Habeler dit avoir eu plus peur en escaladant l’Everest que lors de toutes ses expéditions ultérieures; en revanche, pour Messner, l’Everest ne fait pas partie de ses expéditions les plus difficiles. L’exploration des déserts et des pôles a été son plus grand défi. Quant à «l’ascension du Nanga Parbat avec mon frère, c’est la pire expérience que j’aie vécue.» Günther Messner est en effet décédé en 1970 alors qu’il escaladait le versant du Rupal avec son frère.

Messner vient de réaliser le nouveau film «Der letzte Schritt» (le dernier pas) retraçant son ascension de l’Everest avec Habeler; il a confié son propre rôle à son fils Simon, dont l’ami incarne Habeler. A l’avenir, Messner veut continuer à se consacrer au cinéma. Il aimerait tourner des longs-métrages basés sur des histoires vraies, «parce que les histoires vécues sont bien plus intenses que le fruit de notre imagination».

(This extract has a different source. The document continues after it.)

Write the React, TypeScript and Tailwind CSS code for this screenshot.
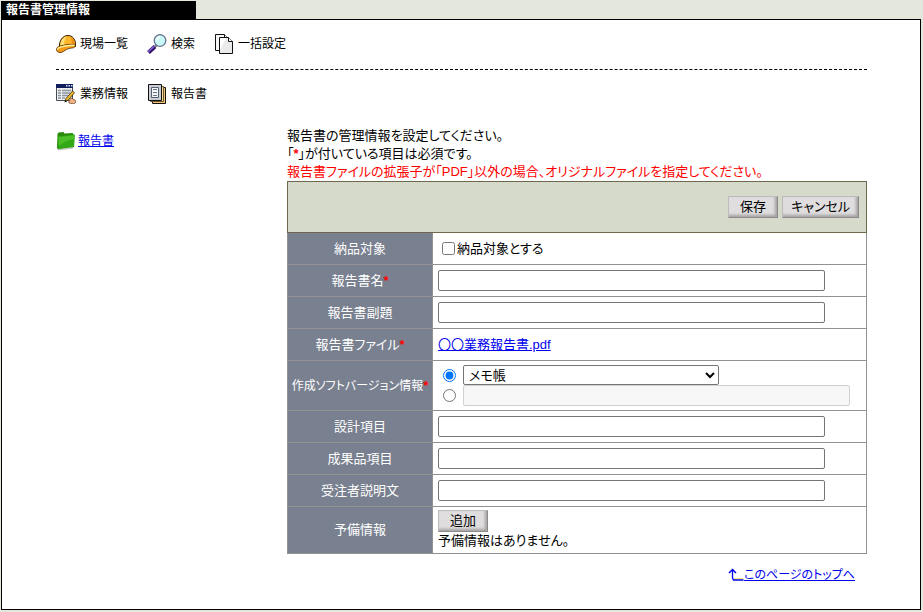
import { useState } from "react";
import type { ReactNode } from "react";

function HelmetIcon() {
  return (
    <svg width="20" height="20" viewBox="0 0 20 20" aria-hidden="true">
      <path
        d="M3.500 13.500C2.800 7 6.500 1.500 12 1.500c4.500 0 7.500 4 7.500 8.500v2.500z"
        fill="#fdb52a"
        stroke="#2e1800"
      />
      <path d="M4.500 12C4 7 7 3.200 10.800 2.200 9 4.500 8 7.500 8.300 11.500z" fill="#ffe07a" />
      <path d="M15 3c2.500 1.500 3.800 4 3.800 7.500H16z" fill="#ee8e10" />
      <path
        d="M.5 15.500c0-1.800 1.500-3 3.500-3.500 4.500-1 9-2 15.300-1.500.5 1.500-.3 3-2 3.300-2.800.5-4.800.5-6.800 1.700-2 1.200-4 3-6.500 3-2.200 0-3.500-1.200-3.500-3z"
        fill="#f59b14"
        stroke="#4a2800"
        strokeWidth=".8"
      />
      <path
        d="M1.500 15.500c.5-1.800 2.500-2.500 5-2.900 4-.7 8-1.600 12-1.300"
        fill="none"
        stroke="#fff0a0"
        strokeWidth="1.400"
      />
    </svg>
  );
}

function SearchIcon() {
  return (
    <svg width="20" height="20" viewBox="0 0 20 20" aria-hidden="true">
      <path d="M1.500 18.500 8 12.500" stroke="#2c1266" strokeWidth="4" />
      <path d="M1 18 7.500 12" stroke="#8a62d8" strokeWidth="1.500" />
      <path d="m8 12.500 2-2" stroke="#777" strokeWidth="2.500" />
      <circle cx="13" cy="6.500" r="5.800" fill="#c9f8f8" stroke="#68718c" strokeWidth="1.300" />
      <path d="M10 6.500A3.500 3.500 0 0 1 13 3" fill="none" stroke="#fff" strokeWidth="1.500" />
    </svg>
  );
}

function CopyIcon() {
  return (
    <svg width="20" height="20" viewBox="0 0 20 20" aria-hidden="true">
      <path d="M1.500.5h9l3 3v13h-12z" fill="#f6f6f6" stroke="#111" />
      <path d="M10.500.5v3h3" fill="#fff" stroke="#111" />
      <path d="M5.500 3.500h9l4 4v12h-13z" fill="#ebebeb" stroke="#111" />
      <path d="M6 4h6l-6 12z" fill="#fff" />
      <path d="M14.500 3.500v4h4" fill="#fff" stroke="#111" />
    </svg>
  );
}

function WorkIcon() {
  return (
    <svg width="20" height="20" viewBox="0 0 20 20" aria-hidden="true">
      <path d="M.5.5h16v16H.5z" fill="#eeeeea" stroke="#444b55" />
      <path d="M0 0h17v4H0z" fill="#101f5c" />
      <path d="M10 1h1.500v1.500H10zM12.500 1H14v1.500h-1.500zM15 1h1.500v1.500H15z" fill="#dce4ff" />
      <path
        d="M2 6.500h3M6 6.500h9M2 9h3M6 9h8M2 11.500h3M6 11.500h6M2 14h3M6 14h3"
        stroke="#8b95a2"
        strokeWidth="1.300"
      />
      <path d="m13 17 2-3 4 2 1 2-2 2-5-1z" fill="#efb389" stroke="#70401e" strokeWidth=".7" />
      <path d="m9 17.500 1-3L16.500 7l2 1.700-6.500 7.500z" fill="#f4bd2d" stroke="#2e2100" strokeWidth=".8" />
      <path d="m8.500 18.500.8-2.500 2 1.300z" fill="#111" />
    </svg>
  );
}

function ReportIcon() {
  return (
    <svg width="20" height="20" viewBox="0 0 20 20" aria-hidden="true">
      <path d="M5.500 3.500h13v16h-13z" fill="#f1c678" stroke="#17110a" />
      <path d="M3.500 2.500h13v15h-13z" fill="#fbdc9c" stroke="#6b5730" />
      <path d="M1.500.5h13v16h-13z" fill="#c9ced4" stroke="#111" />
      <path d="M4.500 3.500h7v10h-7z" fill="#f2f4f7" stroke="#566070" />
      <path d="M6 5.500h4M6 8.500h4M6 11.500h4" stroke="#6b7483" />
    </svg>
  );
}

function FolderIcon() {
  return (
    <svg width="20" height="20" viewBox="0 0 20 20" aria-hidden="true">
      <path d="M.500 16.500 18 16l-1 1.500L2 19.500z" fill="#c4c4c4" />
      <path d="M1.500 3 2.500 1.500l5-.5 1 1.500 8-.5 1 1v12L2 18l-1-1.500z" fill="#278c08" />
      <path d="m2 5.500 17-2-1 12.500-15.500 2z" fill="#31a814" />
      <path d="M2.500 6 18.500 4.200l-.5 4C12 9 7 11 2.700 15z" fill="#65d33c" opacity=".5" />
    </svg>
  );
}

function TopArrowIcon() {
  return (
    <svg width="16" height="14" viewBox="0 0 16 14" aria-hidden="true">
      <path d="M4.500 2v8l1 2h10" fill="none" stroke="#0000ee" strokeWidth="1.300" />
      <path d="M1 5 4.500 1.500 8 5" fill="none" stroke="#0000ee" strokeWidth="1.500" />
      <path d="M6 10.500h9" stroke="#f2e56b" />
    </svg>
  );
}

function NavItem({ icon, label }: { icon: ReactNode; label: string }) {
  return (
    <a href="#" className="flex h-5 items-center gap-1 text-xs text-black">
      {icon}
      {label}
    </a>
  );
}

function GrayButton({ children }: { children: ReactNode }) {
  return (
    <button
      type="button"
      className="h-[22px] min-w-[50px] cursor-pointer border border-t-[#bdbbbb] border-r-[#8c8a8a] border-b-[#8c8a8a] border-l-[#bdbbbb] bg-[#dfdddd] px-2 text-[13px] leading-5 text-black shadow-[inset_-2px_-2px_3px_#a3a1a1]"
    >
      {children}
    </button>
  );
}

function Row({
  label,
  htmlFor,
  required,
  labelClass = "",
  children,
}: {
  label: string;
  htmlFor?: string;
  required?: boolean;
  labelClass?: string;
  children: ReactNode;
}) {
  return (
    <tr className="h-8">
      <th
        scope="row"
        className="w-[145px] border border-[#919191] bg-[#79808f] text-center font-normal whitespace-nowrap text-white"
      >
        <label htmlFor={htmlFor} className={labelClass}>
          {label}
        </label>
        {required && <span className="font-bold text-[#ff0000]">*</span>}
      </th>
      <td className="border border-[#919191] bg-white px-[5px]">{children}</td>
    </tr>
  );
}

const inputClass =
  "block h-[21px] w-[387px] max-w-full rounded-[2px] border border-[#767676] bg-white px-1 disabled:border-[#d0d0d0] disabled:bg-[#f7f7f7]";

export default function App() {
  const [software, setSoftware] = useState("list");

  return (
    <div
      id="top"
      className="min-h-screen bg-[#e4e7dc] pt-px pr-[2px] pb-[2px] pl-px font-['Liberation_Sans','Noto_Sans_CJK_JP',sans-serif] text-[13px] leading-[18px] text-black [font-feature-settings:'palt']"
    >
      <h1 className="h-[18px] w-[195px] bg-black pl-[5px] text-xs leading-[18px] font-bold text-white">
        報告書管理情報
      </h1>

      <main className="border border-black bg-white pt-[14px] pr-[53px] pb-[25px] pl-[54px]">
        <nav className="flex gap-[19px]">
          <NavItem icon={<HelmetIcon />} label="現場一覧" />
          <NavItem icon={<SearchIcon />} label="検索" />
          <NavItem icon={<CopyIcon />} label="一括設定" />
        </nav>
        <hr className="mt-[15px] mb-[14px] border-t border-dashed border-black" />
        <nav className="flex gap-[19px]">
          <NavItem icon={<WorkIcon />} label="業務情報" />
          <NavItem icon={<ReportIcon />} label="報告書" />
        </nav>

        <div className="mt-[23px] flex">
          {/* ツリー */}
          <aside className="w-[231px] shrink-0 pt-1">
            <div className="flex items-center gap-[2px] text-xs">
              <FolderIcon />
              <a href="#" className="text-[#0000ee] underline">
                報告書
              </a>
            </div>
          </aside>

          {/* 管理情報フォーム */}
          <form className="min-w-0 flex-1">
            <p>報告書の管理情報を設定してください。</p>
            <p>
              「<span className="font-bold text-[#ff0000]">*</span>」が付いている項目は必須です。
            </p>
            <p className="text-[#ff0000]">
              報告書ファイルの拡張子が「PDF」以外の場合、オリジナルファイルを指定してください。
            </p>

            <table className="w-full border-collapse">
              <thead>
                <tr className="h-[51px]">
                  <td colSpan={2} className="border border-[#6f684f] bg-[#d6dacb] pr-[7px]">
                    <div className="flex justify-end gap-1">
                      <GrayButton>保存</GrayButton>
                      <GrayButton>キャンセル</GrayButton>
                    </div>
                  </td>
                </tr>
              </thead>
              <tbody>
                <Row label="納品対象">
                  <label className="flex items-center gap-[2px] pl-1">
                    <input type="checkbox" className="size-[13px]" />
                    納品対象とする
                  </label>
                </Row>
                <Row label="報告書名" htmlFor="name" required>
                  <input id="name" type="text" className={inputClass} />
                </Row>
                <Row label="報告書副題" htmlFor="subtitle">
                  <input id="subtitle" type="text" className={inputClass} />
                </Row>
                <Row label="報告書ファイル" required>
                  <a href="#" className="text-[#0000ee] underline">
                    〇〇業務報告書.pdf
                  </a>
                </Row>
                <Row
                  label="作成ソフトバージョン情報"
                  htmlFor="software"
                  labelClass="text-xs"
                  required
                >
                  <div className="flex flex-col py-1">
                    <div className="flex items-center gap-[7px] pl-[5px]">
                      <input
                        type="radio"
                        name="software-type"
                        aria-label="一覧から選択"
                        checked={software === "list"}
                        onChange={() => setSoftware("list")}
                        className="size-[13px]"
                      />
                      <select
                        id="software"
                        disabled={software !== "list"}
                        className="h-5 w-64 rounded-[2px] border border-[#767676] bg-white pl-px"
                      >
                        <option>メモ帳</option>
                      </select>
                    </div>
                    <div className="flex items-center gap-[7px] pl-[5px]">
                      <input
                        type="radio"
                        name="software-type"
                        aria-label="直接入力"
                        checked={software === "text"}
                        onChange={() => setSoftware("text")}
                        className="size-[13px]"
                      />
                      <input
                        type="text"
                        aria-label="ソフト名"
                        disabled={software !== "text"}
                        className={inputClass}
                      />
                    </div>
                  </div>
                </Row>
                <Row label="設計項目" htmlFor="design">
                  <input id="design" type="text" className={inputClass} />
                </Row>
                <Row label="成果品項目" htmlFor="product">
                  <input id="product" type="text" className={inputClass} />
                </Row>
                <Row label="受注者説明文" htmlFor="description">
                  <input id="description" type="text" className={inputClass} />
                </Row>
                <Row label="予備情報">
                  <div className="py-[3px]">
                    <GrayButton>追加</GrayButton>
                    <p>予備情報はありません。</p>
                  </div>
                </Row>
              </tbody>
            </table>

            <div className="mt-3 flex justify-end pr-3">
              <a href="#top" className="flex items-center text-xs leading-[18px] text-[#0000ee] underline">
                <TopArrowIcon />
                このページのトップへ
              </a>
            </div>
          </form>
        </div>
      </main>
    </div>
  );
}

A près de 75 ans, il songe toutefois à lever le pied progressivement. Il veut dissoudre sa fondation par le biais de laquelle il vient de faire reconstruire une clinique détruite par le dernier tremblement de terre au Népal. Il a encore un projet de musée au Népal et un autre dans le Caucase, une commande du gouvernement géorgien. Il a par ailleurs cédé son musée du Tyrol du Sud à sa fille. Ce sont mes «premiers pas vers la retraite». «Je ne veux plus avoir de contraintes.»